Nel Rapporto si accenna – troppo superficialmente – anche alla banda larga: è in realtà uno dei problemi centrali della crisi italiana. Mentre in Giappone e in altri paesi si investe pesantemente sulle nuove infrastrutture di rete, considerate il volano della ripresa e della competitività, in Italia si continua a chiacchierare di digital divide per non fare sostanzialmente nulla: i principali attori del settore (Berlusconi e “Raiset” in particolare) temono infatti una piattaforma concorrenziale a quelle attuali della Tv. E la guerra di Rai e Mediaset al satellite di Murdoch spiega chiaramente la questione. Nel Rapporto, dunque, non emerge il problema politico dello sviluppo bloccato del sistema Italia. Ma altri aspetti meritano attenzione: secondo l’indagine del Censis, in sostanza, “per quanto si siano moltiplicati i media con cui entrano abitualmente in contatto, quando si tratta di scegliere per chi votare gli italiani si rivolgono principalmente ai telegiornali” (p.515).

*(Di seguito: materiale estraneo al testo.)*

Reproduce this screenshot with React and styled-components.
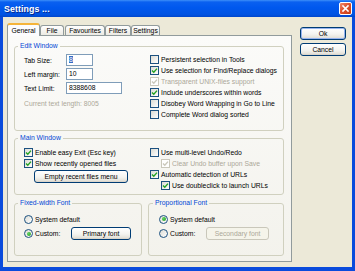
import React from "react";
import styled, { createGlobalStyle, css } from "styled-components";

const GlobalStyle = createGlobalStyle`
  html, body {
    margin: 0;
    padding: 0;
    background: #ffffff;
  }
  body {
    font-family: "Liberation Sans", Arial, sans-serif;
    font-size: 6.8px;
    color: #000000;
  }
  * {
    box-sizing: border-box;
  }
`;

const Window = styled.div`
  width: 355px;
  height: 271px;
  display: flex;
  flex-direction: column;
  background: #ece9d8;
  overflow: hidden;
`;

const TitleBar = styled.div`
  height: 17px;
  flex: none;
  display: flex;
  align-items: center;
  justify-content: space-between;
  padding: 0 3px 0 4px;
  background: linear-gradient(
    #3d8ff9 0,
    #0a60f0 2px,
    #0058ee 45%,
    #0053e2 85%,
    #0046cb 100%
  );
`;

const Title = styled.span`
  color: #ffffff;
  font-weight: bold;
  font-size: 8.8px;
  letter-spacing: 0.1px;
  text-shadow: 1px 1px 0 #0a2a8c;
`;

const CloseBox = styled.div`
  width: 13px;
  height: 13px;
  border: 1px solid #ffffff;
  border-radius: 2px;
  background: linear-gradient(135deg, #f08a6a 0%, #e0522e 45%, #c43c16 100%);
  display: flex;
  align-items: center;
  justify-content: center;
`;

const Frame = styled.div`
  flex: 1;
  display: flex;
  border: 3px solid #0a4bdc;
  border-top: none;
  border-bottom-width: 4px;
  padding: 6px 6px 5px 4px;
`;

const TabArea = styled.div`
  width: 285px;
  display: flex;
  flex-direction: column;
`;

const TabStrip = styled.div`
  height: 13px;
  display: flex;
  align-items: flex-end;
  margin-bottom: -1px;
  position: relative;
  z-index: 1;
`;

const Tab = styled.div`
  width: ${(p) => p.$w}px;
  height: 10px;
  margin-bottom: 1px;
  margin-right: ${(p) => p.$gap || 0}px;
  display: flex;
  align-items: center;
  justify-content: center;
  border: 1px solid #919b9c;
  border-bottom: none;
  border-radius: 3px 3px 0 0;
  background: linear-gradient(#ffffff, #eceae3);
  white-space: nowrap;

  ${(p) =>
    p.$active &&
    css`
      height: 13px;
      margin-bottom: 0;
      border-top: 2px solid #f5b43a;
      background: #fcfcfe;
      padding-bottom: 1px;
    `}
`;

const Panel = styled.div`
  height: 227px;
  border: 1px solid #919b9c;
  background: linear-gradient(#fbfbf9, #f3f2ec);
  padding: 6px 7px 0 6px;
  display: flex;
  flex-direction: column;
`;

const Group = styled.fieldset`
  margin: ${(p) => p.$top || 0}px 0 0 0;
  padding: ${(p) => p.$pad};
  border: 1px solid #d0d0bf;
  border-radius: 3px;
  min-width: 0;
  width: ${(p) => (p.$w ? `${p.$w}px` : "auto")};
`;

const Legend = styled.legend`
  padding: 0 2px;
  margin-left: -6px;
  line-height: 8px;
  color: #0046d5;
`;

const TwoCols = styled.div`
  display: grid;
  grid-template-columns: 126px 1fr;
`;

const Column = styled.div`
  display: flex;
  flex-direction: column;
  align-items: flex-start;
`;

const FieldRow = styled.div`
  display: flex;
  align-items: center;
  height: 12px;
  margin-bottom: 2px;
`;

const FieldLabel = styled.span`
  width: 42px;
`;

const TextBox = styled.div`
  width: ${(p) => p.$w}px;
  height: 12px;
  border: 1px solid #7f9db9;
  background: #ffffff;
  padding: 0 2px;
  line-height: 10px;
`;

const Selected = styled.span`
  background: #316ac5;
  color: #ffffff;
`;

const Hint = styled.div`
  margin-top: 4px;
  line-height: 8px;
  color: #aca899;
`;

const CheckRow = styled.div`
  height: 11px;
  display: flex;
  align-items: center;
  gap: 2px;
  margin-left: ${(p) => (p.$indent ? 11 : 0)}px;
  color: ${(p) => (p.$disabled ? "#aca899" : "#000000")};
  white-space: nowrap;
`;

const Box = styled.span`
  width: 9px;
  height: 9px;
  flex: none;
  border: 1px solid ${(p) => (p.$disabled ? "#cac8bb" : "#1c5180")};
  background: ${(p) =>
    p.$disabled ? "#ffffff" : "linear-gradient(135deg, #dcdcd4, #ffffff)"};
  display: flex;
  align-items: center;
  justify-content: center;
`;

const PushButton = styled.div`
  width: ${(p) => p.$w}px;
  height: 13px;
  flex: none;
  margin: ${(p) => p.$m || 0};
  display: flex;
  align-items: center;
  justify-content: center;
  border: 1px solid #003c74;
  border-radius: 3px;
  background: linear-gradient(#ffffff, #f4f4f0 55%, #e6e4dc 85%, #d6d0c5);
  white-space: nowrap;

  ${(p) =>
    p.$default &&
    css`
      box-shadow: inset 0 0 0 1px #97b4ee;
    `}

  ${(p) =>
    p.$disabled &&
    css`
      border-color: #c9c7ba;
      background: #f5f4ea;
      color: #aca899;
    `}
`;

const FontRow = styled.div`
  display: flex;
  gap: 6px;
  margin-top: 4px;
`;

const RadioRow = styled.div`
  height: ${(p) => p.$h}px;
  margin-top: ${(p) => p.$top || 0}px;
  display: flex;
  align-items: center;
  gap: 2px;
  white-space: nowrap;
`;

const Radio = styled.span`
  width: 9px;
  height: 9px;
  flex: none;
  border: 1px solid #1c5180;
  border-radius: 50%;
  background: linear-gradient(135deg, #dcdcd4, #ffffff);
  display: flex;
  align-items: center;
  justify-content: center;

  &::after {
    content: "";
    display: ${(p) => (p.$on ? "block" : "none")};
    width: 4px;
    height: 4px;
    border-radius: 50%;
    background: radial-gradient(circle at 35% 35%, #5fd25f, #1d9a1d);
  }
`;

const RadioText = styled.span`
  width: ${(p) => p.$w || "auto"};
`;

const SideButtons = styled.div`
  display: flex;
  flex-direction: column;
  gap: 3px;
  margin: 4px 0 0 8px;
`;

function Tick({ disabled }) {
  return (
    <svg width="7" height="7" viewBox="0 0 7 7">
      <polyline
        points="1,3.4 2.8,5.2 6,1.6"
        fill="none"
        stroke={disabled ? "#cac8bb" : "#21a121"}
        strokeWidth="1.4"
      />
    </svg>
  );
}

function Check({ label, checked, disabled, indent }) {
  return (
    <CheckRow $disabled={disabled} $indent={indent}>
      <Box $disabled={disabled}>{checked && <Tick disabled={disabled} />}</Box>
      {label}
    </CheckRow>
  );
}

const tabs = [
  { label: "General", w: 33, active: true },
  { label: "File", w: 24, gap: 1 },
  { label: "Favourites", w: 40 },
  { label: "Filters", w: 26 },
  { label: "Settings", w: 29 },
];

export default function App() {
  return (
    <>
      <GlobalStyle />
      <Window>
        <TitleBar>
          <Title>Settings ...</Title>
          <CloseBox>
            <svg width="9" height="9" viewBox="0 0 9 9">
              <path
                d="M2 2 L7 7 M7 2 L2 7"
                stroke="#ffffff"
                strokeWidth="1.6"
                strokeLinecap="square"
              />
            </svg>
          </CloseBox>
        </TitleBar>
        <Frame>
          <TabArea>
            <TabStrip>
              {tabs.map((t) => (
                <Tab key={t.label} $w={t.w} $gap={t.gap} $active={t.active}>
                  {t.label}
                </Tab>
              ))}
            </TabStrip>
            <Panel>
              <Group $pad="4px 8px 10px 9px">
                <Legend>Edit Window</Legend>
                <TwoCols>
                  <Column>
                    <FieldRow>
                      <FieldLabel>Tab Size:</FieldLabel>
                      <TextBox $w={27}>
                        <Selected>8</Selected>
                      </TextBox>
                    </FieldRow>
                    <FieldRow>
                      <FieldLabel>Left margin:</FieldLabel>
                      <TextBox $w={27}>10</TextBox>
                    </FieldRow>
                    <FieldRow>
                      <FieldLabel>Text Limit:</FieldLabel>
                      <TextBox $w={56}>8388608</TextBox>
                    </FieldRow>
                    <Hint>Current text length: 8005</Hint>
                  </Column>
                  <Column>
                    <Check label="Persistent selection in Tools" />
                    <Check label="Use selection for Find/Replace dialogs" checked />
                    <Check label="Transparent UNIX-files support" checked disabled />
                    <Check label="Include underscores within words" checked />
                    <Check label="Disobey Word Wrapping in Go to Line" />
                    <Check label="Complete Word dialog sorted" />
                  </Column>
                </TwoCols>
              </Group>

              <Group $top={3} $pad="5px 8px 3px 9px">
                <Legend>Main Window</Legend>
                <TwoCols>
                  <Column>
                    <Check label="Enable easy Exit (Esc key)" checked />
                    <Check label="Show recently opened files" checked />
                    <PushButton $w={94} $m="1px 0 0 10px">
                      Empty recent files menu
                    </PushButton>
                  </Column>
                  <Column>
                    <Check label="Use multi-level Undo/Redo" />
                    <Check label="Clear Undo buffer upon Save" checked disabled indent />
                    <Check label="Automatic detection of URLs" checked />
                    <Check label="Use doubleclick to launch URLs" checked indent />
                  </Column>
                </TwoCols>
              </Group>

              <FontRow>
                <Group $w={128} $pad="7px 6px 15px 9px">
                  <Legend>Fixed-width Font</Legend>
                  <RadioRow $h={10}>
                    <Radio />
                    System default
                  </RadioRow>
                  <RadioRow $h={13} $top={3}>
                    <Radio $on />
                    <RadioText $w="34px">Custom:</RadioText>
                    <PushButton $w={60}>Primary font</PushButton>
                  </RadioRow>
                </Group>
                <Group $w={136} $pad="7px 6px 15px 10px">
                  <Legend>Proportional Font</Legend>
                  <RadioRow $h={10}>
                    <Radio $on />
                    System default
                  </RadioRow>
                  <RadioRow $h={13} $top={3}>
                    <Radio />
                    <RadioText $w="34px">Custom:</RadioText>
                    <PushButton $w={63} $disabled>
                      Secondary font
                    </PushButton>
                  </RadioRow>
                </Group>
              </FontRow>
            </Panel>
          </TabArea>
          <SideButtons>
            <PushButton $w={46} $default>
              Ok
            </PushButton>
            <PushButton $w={46}>Cancel</PushButton>
          </SideButtons>
        </Frame>
      </Window>
    </>
  );
}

Sottoscriviamo poi l’opinione del Censis sul successo dei social network su internet: “il problema è magari l’autoreferenzialità e il pettegolezzo, cioè quelle funzioni che comunemente vengono considerate rumore di fondo della comunicazione, però non è raro che l’attivazione della rete produca la trasmissione di messaggi di forte coinvolgimento collettivo, specie in condizione di estrema difficoltà, come ha dimostrato l’esperienza dell’uso dei telefonini e dei social network nel corso delle proteste in occasione delle recenti elezioni in Iran” (p.521). Beh, non male neanche l’idea che YouTube sia “uno dei migliori simboli della bulimia comunicativa che caratterizza l’epoca contemporanea” (p.525)!
Concludo con una sensazione: nonostante la mole del Rapporto e qualche spunto interessante, a volte sembra che neanche gli approfondimenti riescano ad andare oltre la superficie dei dati. E c’è un afrore di déjà vu, nonostante l’avviso iniziale sul carattere replicante del nostro paese… Magari è la premessa a una speranza: che davvero qualcosa cambi in Italia, e conseguentemente che il Censis abbia nuove prospettive da inquadrare.